**Aim:** Look through the material below. Copy every line with the string "size" in it.
· · ·
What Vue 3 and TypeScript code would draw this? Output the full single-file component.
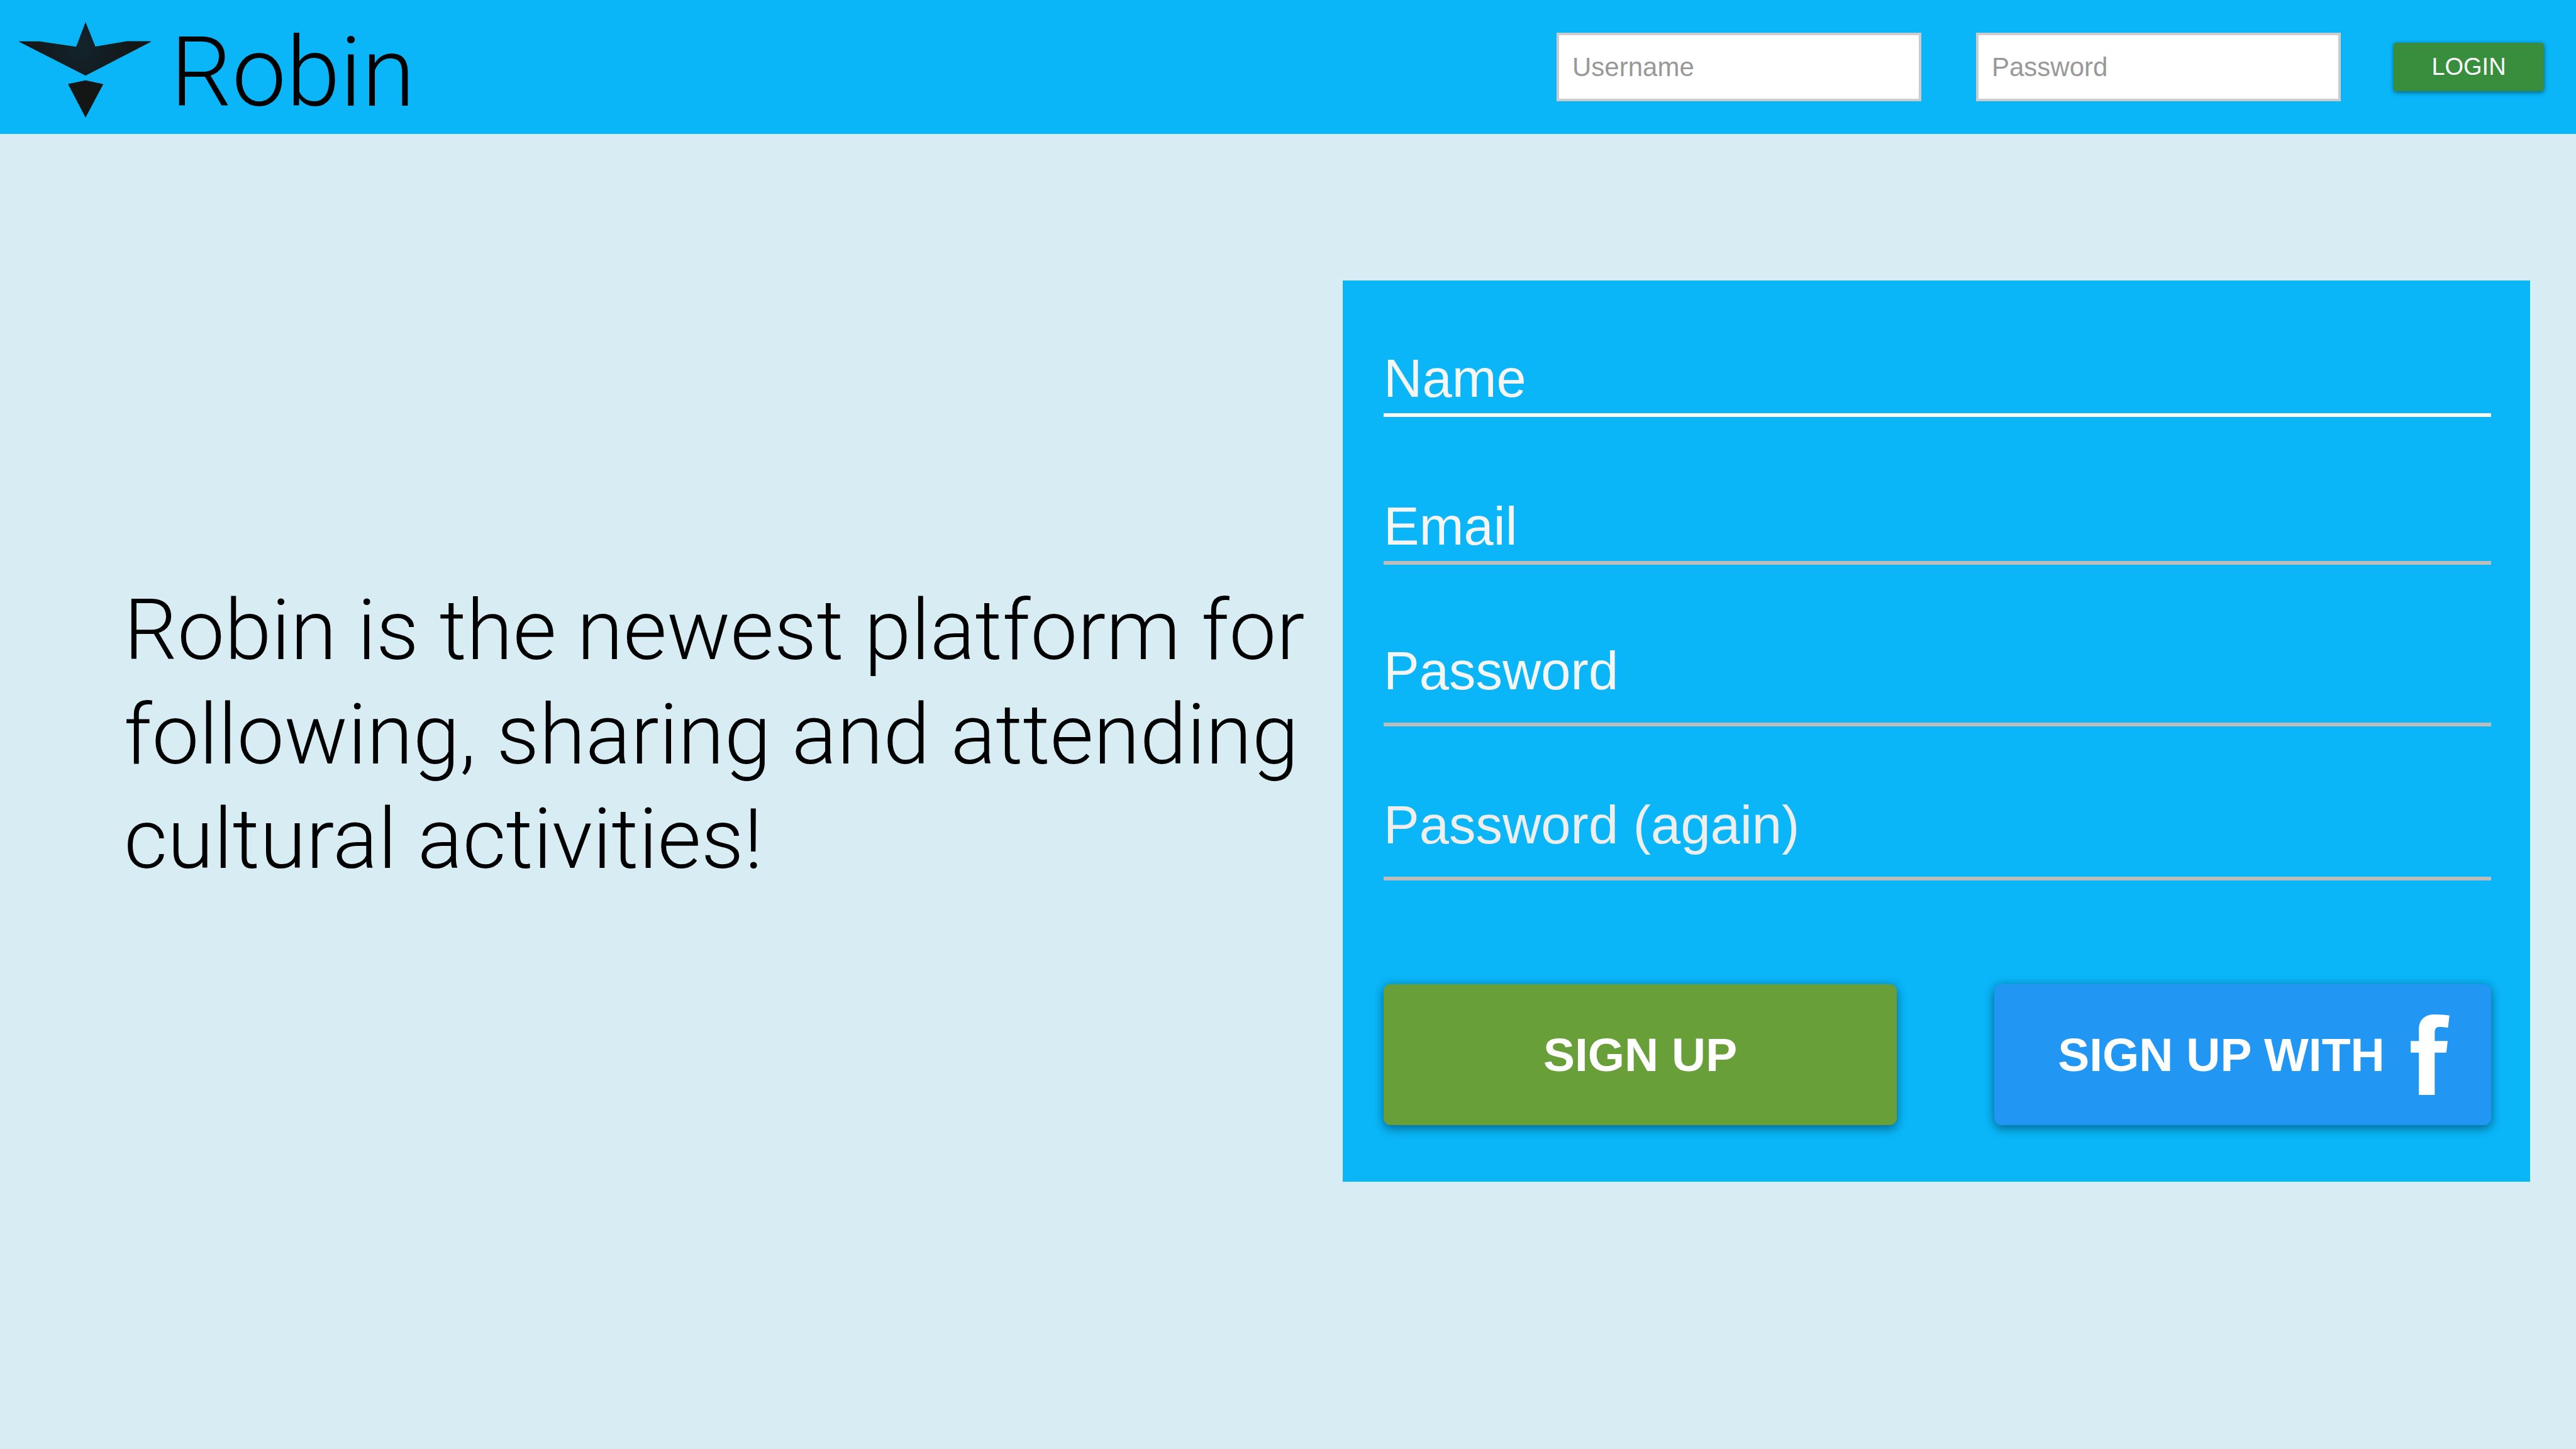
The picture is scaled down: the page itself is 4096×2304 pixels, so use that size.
<script setup lang="ts">
import { reactive } from 'vue'

interface Field {
  key: 'name' | 'email' | 'password' | 'passwordAgain'
  label: string
  type: string
}

const fields: Field[] = [
  { key: 'name', label: 'Name', type: 'text' },
  { key: 'email', label: 'Email', type: 'email' },
  { key: 'password', label: 'Password', type: 'password' },
  { key: 'passwordAgain', label: 'Password (again)', type: 'password' },
]

const login = reactive({ username: '', password: '' })
const signup = reactive({ name: '', email: '', password: '', passwordAgain: '' })
</script>

<template>
  <div class="page">
    <header class="topbar">
      <a class="brand" href="#">
        <svg class="bird" viewBox="66 57 891 641" aria-hidden="true">
          <defs>
            <radialGradient id="plumage" gradientUnits="userSpaceOnUse" cx="480" cy="220" r="380">
              <stop offset="0" stop-color="#12242c" />
              <stop offset="1" stop-color="#141616" />
            </radialGradient>
          </defs>
          <path
            fill="url(#plumage)"
            d="M518 57 L584 221 L796 185 L957 185 L957 190 L518 417 L66 186 L208 186 L455 222 Z"
          />
          <path fill="#141616" d="M518 448 L637 474 L518 698 L400 473 Z" />
        </svg>
        <span class="wordmark">Robin</span>
      </a>
      <form class="login" @submit.prevent>
        <div class="credentials">
          <input v-model="login.username" class="login-input" type="text" placeholder="Username" aria-label="Username" />
          <input v-model="login.password" class="login-input" type="password" placeholder="Password" aria-label="Password" />
        </div>
        <button class="login-button" type="submit">LOGIN</button>
      </form>
    </header>

    <main class="content">
      <h1 class="pitch">Robin is the newest platform for following, sharing and attending cultural activities!</h1>

      <form class="card" @submit.prevent>
        <input
          v-for="field in fields"
          :key="field.key"
          v-model="signup[field.key]"
          class="field"
          :class="field.key"
          :type="field.type"
          :placeholder="field.label"
          :aria-label="field.label"
        />
        <div class="actions">
          <button class="action signup" type="submit">SIGN UP</button>
          <button class="action facebook" type="button">
            <span>SIGN UP WITH</span>
            <svg class="facebook-mark" viewBox="93 85 260 540" aria-label="Facebook" role="img">
              <path
                fill="#fff"
                d="M148 625 V341 H93 V263 H148 V180 C148 122 190 85 250 85 C290 85 325 88 353 92 L343 175 C325 171 305 168 288 168 C262 168 254 182 254 208 V263 H341 L332 341 H254 V625 Z"
              />
            </svg>
          </button>
        </div>
      </form>
    </main>
  </div>
</template>

<style>
body {
  background: #d8ecf3;
}
</style>

<style scoped>
.page {
  min-height: 100vh;
  background: #d8ecf3;
  font-family: 'Liberation Sans', Arial, sans-serif;
}

.page * {
  box-sizing: border-box;
}

.topbar {
  display: flex;
  align-items: center;
  justify-content: space-between;
  height: 213px;
  padding: 0 51px 0 29px;
  background: #0ab6f8;
}

.brand {
  display: flex;
  align-items: flex-end;
  gap: 31px;
  padding-top: 8px;
  color: #000;
  text-decoration: none;
}

.bird {
  display: block;
  width: 211px;
  height: 152px;
}

.wordmark {
  font-family: Roboto, 'Liberation Sans', sans-serif;
  font-size: 154px;
  font-weight: 300;
  line-height: 143px;
}

.login {
  display: flex;
  align-items: center;
  gap: 84px;
}

.credentials {
  display: flex;
  gap: 87px;
}

.login-input {
  width: 580px;
  height: 109px;
  padding: 0 21px;
  border: 4px solid #ccc;
  border-radius: 0;
  background: #fff;
  color: #333;
  font-family: inherit;
  font-size: 42px;
}

.login-input::placeholder {
  color: #999;
  opacity: 1;
}

.login-button {
  width: 239px;
  height: 77px;
  padding: 0;
  border: 0;
  border-radius: 4px;
  background: #388e3c;
  box-shadow: 0 0 6px rgba(0, 0, 0, 0.2), 0 3px 6px rgba(0, 0, 0, 0.3);
  color: #fff;
  font-family: inherit;
  font-size: 38px;
}

.content {
  display: grid;
  grid-template-columns: 1fr 1fr;
  gap: 50px;
  align-items: center;
  padding: 233px 73px 0 197px;
}

.pitch {
  margin: 0;
  padding-top: 12px;
  color: #000;
  font-family: Roboto, 'Liberation Sans', sans-serif;
  font-size: 134px;
  font-weight: 300;
  line-height: 166px;
}

.card {
  display: flex;
  flex-direction: column;
  padding: 106px 62px 90px 65px;
  background: #0ab6f8;
}

.field {
  width: 100%;
  height: 111px;
  margin: 0 0 124px;
  padding: 0 0 6px;
  border: 0;
  border-bottom: 6px solid #bdbdbd;
  border-radius: 0;
  background: transparent;
  color: #f5f5f5;
  font-family: inherit;
  font-size: 85px;
}

.field::placeholder {
  color: #f5f5f5;
  opacity: 1;
}

.field.name {
  border-bottom-color: #fafafa;
}

.field.email {
  margin-bottom: 120px;
}

.field.password,
.field.passwordAgain {
  height: 137px;
  margin-bottom: 108px;
  padding-bottom: 33px;
}

.field.passwordAgain {
  margin-bottom: 165px;
}

.field.passwordAgain::placeholder {
  color: #eee;
}

.actions {
  display: grid;
  grid-template-columns: 31fr 30fr;
  gap: 155px;
}

.action {
  display: flex;
  align-items: center;
  justify-content: center;
  height: 224px;
  padding: 0;
  border: 0;
  border-radius: 11px;
  box-shadow: 0 0 16px rgba(0, 0, 0, 0.2), 0 7px 16px rgba(0, 0, 0, 0.3);
  color: #fff;
  font-family: inherit;
  font-size: 75px;
  font-weight: 700;
  white-space: nowrap;
}

.signup {
  background: #689f38;
}

.facebook {
  justify-content: space-between;
  padding: 0 66px 0 101px;
  background: #2196f3;
}

.facebook-mark {
  display: block;
  width: 62px;
  height: 128px;
}
</style>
· · ·
**Response to the exercise:**
The picture is scaled down: the page itself is 4096×2304 pixels, so use that size.
  font-size: 154px;
  font-size: 42px;
  font-size: 38px;
  font-size: 134px;
  font-size: 85px;
  font-size: 75px;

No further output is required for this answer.